You can hear a couple more songs over at Pitchfork and Spin respectively.

» Bonus Track: Sound Issues, Smart Ideas

Tuesday, August 01, 2006

The Album Leaf - Always For You

The Album Leaf is the solo project of Jimmy LaValle, a man who has played in such bands as Tristeza, The Black Heart Procession and The Locust, among others. Considering his involvement with such an interesting ensemble of musicians, it may seem strange that his solo project is what has gotten him the most attention. But it has. His last full-length album, In A Safe Place, was released by Sub Pop and eventually found its way onto the soundtrack of a few episodes of The O.C., gaining him plenty of new fans and leaving many to wonder when he might release his next solo record. Well wait no longer friends, Into The Blue Again will be released on September 12th, and features more of the same dreamy pop music that will appeal to fans of Sigur Ros and Explosions In The Sky, accented by shimmering guitars, subtle electronics and moody strings, piano and/or keyboards. The record is mostly instrumental, but does feature a few songs with vocals including this one, "Always For You". I find this stuff is great for listening to at work or just "chillaxing" in general. Check out these tracks and enter THE CHILL ZONE.

» Bonus Track: Into The Sea
» Pre-order it on Amazon

Parts & Labor - Stay Afraid

I've been sitting on this band for quite a while, and I'm surprised at how quickly I've forgotten about this album. The album is incredibly good, but it's been overshadowed by so many amazing albums this year. They also have one of the coolest webpage backgrounds I've ever seen. That webpage alone should prove to you their allegiance to making pure, fuzzed out rock.

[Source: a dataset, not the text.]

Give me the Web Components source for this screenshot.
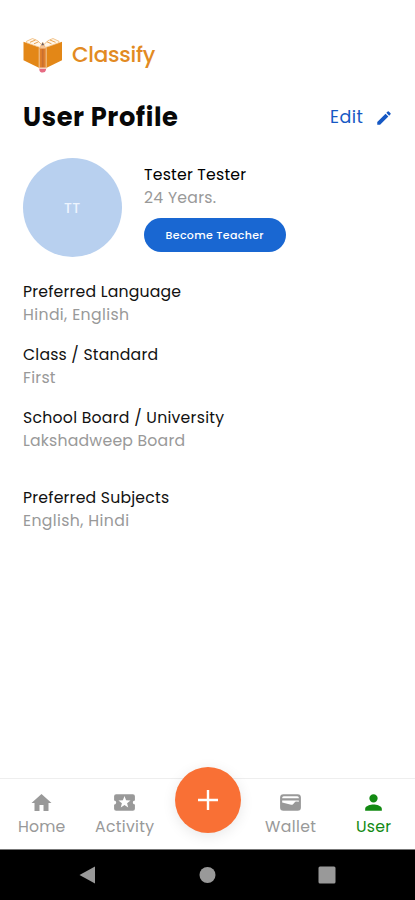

Lucky for them, they succeed, or else that webpage would be a total waste. Combining fuzzy guitars, noisy keyboards, feedback, the band reminds me of a slightly poppier Oneida, something that has been oddly absent from most of Oneida's career. And just like Oneida, Parts & Labor hit hard. Apparently the entire band had to double its amount of amps just to be heard over drummer Christopher Weingarten's pulverizing beats. You all know what that means.